La guerre du Liberia, c’était l’horreur et la cruauté poussées à leurs extrémités et banalisées. Tuer ou torturer était devenu un jeu pour les enfants. Chaque fois que j’allais au Liberia, on me disait de me méfier encore plus des enfants, parce qu’ils ne font pas du tout de distinction entre le bien et le mal. A vrai dire c’était pareil pour les adultes.

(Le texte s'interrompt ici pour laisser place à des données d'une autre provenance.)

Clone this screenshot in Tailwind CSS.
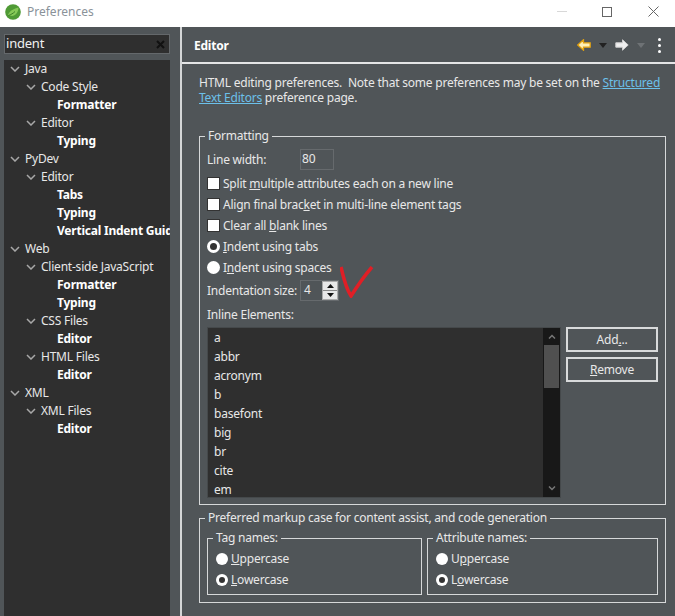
<!DOCTYPE html>
<html lang="en">
<head>
    <meta charset="UTF-8" />
    <title>Preferences</title>
    <script src="https://cdn.jsdelivr.net/npm/@tailwindcss/browser@4"></script>
</head>
<body class="w-[675px] h-[616px] overflow-hidden bg-[#505558] font-['Noto_Sans','Open_Sans',sans-serif] text-[12px] tracking-[-0.22px] text-[#e8e8e8]">

<!-- title bar -->
<header class="h-[27px] bg-white flex items-center pb-[4px]">
    <svg class="ml-[5px] w-4 h-4" viewBox="0 0 16 16">
        <circle cx="8" cy="8" r="7.8" fill="#4f9a35"/>
        <path d="M3 11 C5 6 9 5 13.5 3.5 C13.5 9 9 13.5 5 11.5 Z" fill="#86c957"/>
        <path d="M3.5 11.5 C6 10.5 8 9.5 10 7.5" stroke="#3c7f28" fill="none"/>
    </svg>
    <span class="ml-[6px] text-[#8a9299] tracking-normal">Preferences</span>
    <div class="ml-auto flex items-center">
        <span class="w-[10px] h-px bg-[#d8d8d8] mr-[35px]"></span>
        <span class="w-[10px] h-[10px] border border-[#666] mr-[36px]"></span>
        <svg class="w-[11px] h-[11px] mr-[16px]" viewBox="0 0 11 11"><path d="M.5 .5 10.5 10.5M10.5 .5 .5 10.5" stroke="#666" fill="none"/></svg>
    </div>
</header>

<div class="flex h-[589px]">
    <!-- left: filter and tree -->
    <aside class="w-[180px] shrink-0 pl-1 pr-[10px] pt-[7px]">
        <div class="h-[20px] border border-[#64686b] bg-[#2f2f2f] flex items-center pl-[1px] pr-[4px] text-[13px] text-[#f0f0f0]">
            <span>indent</span>
            <svg class="ml-auto w-[9px] h-[9px]" viewBox="0 0 9 9"><path d="M1 1 8 8M8 1 1 8" stroke="#111" stroke-width="2" fill="none"/></svg>
        </div>
        <div class="mt-[6px] h-[556px] bg-[#2f2f2f] overflow-hidden whitespace-nowrap">
            <div class="h-[18px] flex items-center pl-[6px] gap-[5px]"><svg class="w-[10px] h-[6px] shrink-0" viewBox="0 0 10 6"><path d="M1 1 5 5 9 1" stroke="#a8a8a8" stroke-width="1.5" fill="none"/></svg>Java</div>
            <div class="h-[18px] flex items-center pl-[22px] gap-[5px]"><svg class="w-[10px] h-[6px] shrink-0" viewBox="0 0 10 6"><path d="M1 1 5 5 9 1" stroke="#a8a8a8" stroke-width="1.5" fill="none"/></svg>Code Style</div>
            <div class="h-[18px] flex items-center pl-[53px] font-bold text-white">Formatter</div>
            <div class="h-[18px] flex items-center pl-[22px] gap-[5px]"><svg class="w-[10px] h-[6px] shrink-0" viewBox="0 0 10 6"><path d="M1 1 5 5 9 1" stroke="#a8a8a8" stroke-width="1.5" fill="none"/></svg>Editor</div>
            <div class="h-[18px] flex items-center pl-[53px] font-bold text-white">Typing</div>
            <div class="h-[18px] flex items-center pl-[6px] gap-[5px]"><svg class="w-[10px] h-[6px] shrink-0" viewBox="0 0 10 6"><path d="M1 1 5 5 9 1" stroke="#a8a8a8" stroke-width="1.5" fill="none"/></svg>PyDev</div>
            <div class="h-[18px] flex items-center pl-[22px] gap-[5px]"><svg class="w-[10px] h-[6px] shrink-0" viewBox="0 0 10 6"><path d="M1 1 5 5 9 1" stroke="#a8a8a8" stroke-width="1.5" fill="none"/></svg>Editor</div>
            <div class="h-[18px] flex items-center pl-[53px] font-bold text-white">Tabs</div>
            <div class="h-[18px] flex items-center pl-[53px] font-bold text-white">Typing</div>
            <div class="h-[18px] flex items-center pl-[53px] font-bold text-white">Vertical Indent Guides</div>
            <div class="h-[18px] flex items-center pl-[6px] gap-[5px]"><svg class="w-[10px] h-[6px] shrink-0" viewBox="0 0 10 6"><path d="M1 1 5 5 9 1" stroke="#a8a8a8" stroke-width="1.5" fill="none"/></svg>Web</div>
            <div class="h-[18px] flex items-center pl-[22px] gap-[5px]"><svg class="w-[10px] h-[6px] shrink-0" viewBox="0 0 10 6"><path d="M1 1 5 5 9 1" stroke="#a8a8a8" stroke-width="1.5" fill="none"/></svg>Client-side JavaScript</div>
            <div class="h-[18px] flex items-center pl-[53px] font-bold text-white">Formatter</div>
            <div class="h-[18px] flex items-center pl-[53px] font-bold text-white">Typing</div>
            <div class="h-[18px] flex items-center pl-[22px] gap-[5px]"><svg class="w-[10px] h-[6px] shrink-0" viewBox="0 0 10 6"><path d="M1 1 5 5 9 1" stroke="#a8a8a8" stroke-width="1.5" fill="none"/></svg>CSS Files</div>
            <div class="h-[18px] flex items-center pl-[53px] font-bold text-white">Editor</div>
            <div class="h-[18px] flex items-center pl-[22px] gap-[5px]"><svg class="w-[10px] h-[6px] shrink-0" viewBox="0 0 10 6"><path d="M1 1 5 5 9 1" stroke="#a8a8a8" stroke-width="1.5" fill="none"/></svg>HTML Files</div>
            <div class="h-[18px] flex items-center pl-[53px] font-bold text-white">Editor</div>
            <div class="h-[18px] flex items-center pl-[6px] gap-[5px]"><svg class="w-[10px] h-[6px] shrink-0" viewBox="0 0 10 6"><path d="M1 1 5 5 9 1" stroke="#a8a8a8" stroke-width="1.5" fill="none"/></svg>XML</div>
            <div class="h-[18px] flex items-center pl-[22px] gap-[5px]"><svg class="w-[10px] h-[6px] shrink-0" viewBox="0 0 10 6"><path d="M1 1 5 5 9 1" stroke="#a8a8a8" stroke-width="1.5" fill="none"/></svg>XML Files</div>
            <div class="h-[18px] flex items-center pl-[53px] font-bold text-white">Editor</div>
        </div>
    </aside>

    <!-- sash -->
    <div class="w-[2px] shrink-0 bg-[#d4d6d7]"></div>

    <!-- right: page -->
    <main class="relative flex-1 min-w-0">
        <div class="h-[35px] pt-[1px] flex items-center pl-3 pr-[14px]">
            <span class="mt-[2px] font-bold text-white">Editor</span>
            <svg class="ml-auto w-[14px] h-[12px]" viewBox="0 0 14 12"><path d="M6.5 .8 .8 6 6.5 11.2V8.2H13.2V3.8H6.5Z" fill="#fff0b8" stroke="#e0a010" stroke-width="1.3"/></svg>
            <svg class="ml-[8px] w-[8px] h-[5px]" viewBox="0 0 8 5"><path d="M0 0H8L4 5Z" fill="#222"/></svg>
            <svg class="ml-[8px] w-[14px] h-[12px]" viewBox="0 0 14 12"><path d="M7.5 .8 13.2 6 7.5 11.2V8.2H.8V3.8H7.5Z" fill="#f0f0f0" stroke="#d0d0d0" stroke-width="1"/></svg>
            <svg class="ml-[8px] w-[8px] h-[5px]" viewBox="0 0 8 5"><path d="M0 0H8L4 5Z" fill="#6e7275"/></svg>
            <span class="ml-[13px] flex flex-col gap-[3px]">
                <span class="w-[3px] h-[3px] rounded-full bg-white"></span>
                <span class="w-[3px] h-[3px] rounded-full bg-white"></span>
                <span class="w-[3px] h-[3px] rounded-full bg-white"></span>
            </span>
        </div>
        <div class="h-[2px] bg-[#e4e5e6]"></div>

        <div class="pl-[17px] pr-[9px]">
            <p class="pt-[11px] leading-[15px] h-[64px]">HTML editing preferences.&nbsp; Note that some preferences may be set on the <a class="text-[#6cc0ea] underline">Structured Text Editors</a> preference page.</p>

            <fieldset class="border border-[#d6d8d9] pl-[7px] pr-[7px] h-[377px] block">
                <legend class="ml-[-2px] px-[3px] leading-[16px]">Formatting</legend>
                <div class="h-[21px] mt-[5px] flex items-center">
                    <span class="w-[93px]">Line width:</span>
                    <span class="w-[34px] h-[21px] border border-[#666a6d] pl-[1px] text-[#e8e8e8] leading-[17px]">80</span>
                </div>
                <div class="h-[21px] mt-[3px] flex items-center gap-[3px]"><span class="w-[13px] h-[13px] bg-white border border-[#333]"></span><span>Split <u>m</u>ultiple attributes each on a new line</span></div>
                <div class="h-[21px] flex items-center gap-[3px]"><span class="w-[13px] h-[13px] bg-white border border-[#333]"></span><span>Align final brac<u>k</u>et in multi-line element tags</span></div>
                <div class="h-[21px] flex items-center gap-[3px]"><span class="w-[13px] h-[13px] bg-white border border-[#333]"></span><span>Clear all <u>b</u>lank lines</span></div>
                <div class="h-[21px] flex items-center gap-[3px]"><span class="w-[13px] h-[13px] rounded-full bg-white flex items-center justify-center"><span class="w-[7px] h-[7px] rounded-full bg-[#333]"></span></span><span><u>I</u>ndent using tabs</span></div>
                <div class="h-[21px] flex items-center gap-[3px]"><span class="w-[13px] h-[13px] rounded-full bg-white"></span><span>I<u>n</u>dent using spaces</span></div>
                <div class="h-[21px] mt-[2px] flex items-center">
                    <span class="w-[93px] whitespace-nowrap">Indentation size:</span>
                    <span class="w-[39px] h-[21px] border border-[#666a6d] pl-[3px] leading-[17px] flex">
                        4
                        <span class="ml-auto flex flex-col w-[16px] h-[19px] bg-white border border-[#aaa]">
                            <span class="flex-1 bg-[#e8e8e8] border-b border-[#888] flex items-center justify-center"><svg class="w-[7px] h-[4px]" viewBox="0 0 7 4"><path d="M0 4H7L3.5 0Z" fill="#111"/></svg></span>
                            <span class="flex-1 bg-[#e8e8e8] flex items-center justify-center"><svg class="w-[7px] h-[4px]" viewBox="0 0 7 4"><path d="M0 0H7L3.5 4Z" fill="#111"/></svg></span>
                        </span>
                    </span>
                </div>
                <div class="h-[16px] mt-[6px] leading-[16px]">Inline Elements:</div>

                <div class="mt-[4px] flex items-start gap-[5px]">
                    <div class="w-[354px] h-[171px] border border-[#45494b] bg-[#2f2f2f] flex overflow-hidden">
                        <ul class="flex-1 pl-[6px]">
                            <li class="h-[19px] leading-[19px]">a</li>
                            <li class="h-[19px] leading-[19px]">abbr</li>
                            <li class="h-[19px] leading-[19px]">acronym</li>
                            <li class="h-[19px] leading-[19px]">b</li>
                            <li class="h-[19px] leading-[19px]">basefont</li>
                            <li class="h-[19px] leading-[19px]">big</li>
                            <li class="h-[19px] leading-[19px]">br</li>
                            <li class="h-[19px] leading-[19px]">cite</li>
                            <li class="h-[19px] leading-[19px]">em</li>
                        </ul>
                        <div class="w-[17px] bg-[#181818] flex flex-col items-center">
                            <svg class="mt-[6px] w-[8px] h-[5px]" viewBox="0 0 8 5"><path d="M1 4.5 4 1.5 7 4.5" stroke="#777" stroke-width="1.5" fill="none"/></svg>
                            <div class="mt-[6px] w-[15px] h-[43px] bg-[#505050]"></div>
                            <svg class="mt-auto mb-[6px] w-[8px] h-[5px]" viewBox="0 0 8 5"><path d="M1 .5 4 3.5 7 .5" stroke="#777" stroke-width="1.5" fill="none"/></svg>
                        </div>
                    </div>
                    <div class="flex flex-col gap-[5px] w-[92px]">
                        <div class="h-[25px] border-2 border-[#d8dadb] flex items-center justify-center"><span>Add<u>.</u>..</span></div>
                        <div class="h-[25px] border-2 border-[#d8dadb] flex items-center justify-center"><span><u>R</u>emove</span></div>
                    </div>
                </div>
            </fieldset>

            <fieldset class="mt-[5px] border border-[#d6d8d9] pl-[7px] pr-[7px] h-[93px] block">
                <legend class="ml-[-2px] px-[3px] leading-[16px]">Preferred markup case for content assist, and code generation</legend>
                <div class="flex gap-[5px] mt-[5px]">
                    <fieldset class="w-[215px] h-[64px] border border-[#d6d8d9] pl-[8px]">
                        <legend class="ml-[-3px] px-[3px] leading-[14px]">Tag names:</legend>
                        <div class="h-[21px] mt-[3px] flex items-center gap-[3px]"><span class="w-[12px] h-[12px] rounded-full bg-white"></span><span><u>U</u>ppercase</span></div>
                        <div class="h-[21px] flex items-center gap-[3px]"><span class="w-[12px] h-[12px] rounded-full bg-white flex items-center justify-center"><span class="w-[6px] h-[6px] rounded-full bg-[#333]"></span></span><span><u>L</u>owercase</span></div>
                    </fieldset>
                    <fieldset class="w-[231px] h-[64px] border border-[#d6d8d9] pl-[8px]">
                        <legend class="ml-[-3px] px-[3px] leading-[14px]">Attribute names:</legend>
                        <div class="h-[21px] mt-[3px] flex items-center gap-[3px]"><span class="w-[12px] h-[12px] rounded-full bg-white"></span><span>U<u>p</u>percase</span></div>
                        <div class="h-[21px] flex items-center gap-[3px]"><span class="w-[12px] h-[12px] rounded-full bg-white flex items-center justify-center"><span class="w-[6px] h-[6px] rounded-full bg-[#333]"></span></span><span>L<u>o</u>wercase</span></div>
                    </fieldset>
                </div>
            </fieldset>
        </div>

        <!-- red hand-drawn check mark over the form -->
        <svg class="absolute left-[158px] top-[239px] w-[34px] h-[32px]" viewBox="0 0 34 32"><path d="M1 1C3 10 7 24 11 30 16 22 26 8 32 1" stroke="#e01f26" stroke-width="3.5" fill="none"/></svg>
    </main>
</div>
</body>
</html>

Le cannibalisme était la chose la plus courante durant cette guerre. Il était pratiqué par tous les camps. Ils croyaient tous qu’on prenait la force de son adversaire en mangeant son cœur ou n’importe quelle partie de son corps. On me montra un homme qui avait fait de la chair humaine son alimentation principale, au point de manger son propre fils.
Lorsque Charles Taylor quitta la Liberia, des milliers de soldats désemparés envahirent le domicile de son chef d’état-major. Je me trouvais à Monrovia à ce moment et j’y allai pour discuter avec certains d’entre eux. Il y avait un Ivoirien parmi eux. Lorsque je lui posai la question sur le cannibalisme, il se tut un moment, puis, me montrant tous ces hommes et femmes devant le domicile du chef d’Etat-major, il me dit : « tous ceux que tu vois là, devant toi, femme comme garçon, il n’y a pas un seul qui n’a pas mangé de la viande humaine. » « Toi aussi ? » lui demandai-je. Il me répondit avec un petit sourire gêné : « moi je suis Ivoirien ».
Je n’ai pas connu Kunti Kamara. Mais il était temps que l’on commence à parler de tous ces crimes commis au Liberia devant un tribunal. Rappelons que Charles Taylor a été jugé et condamné pour son implication dans la guerre de Sierra-Leone, mais pas sur la guerre dans son pays le Liberia.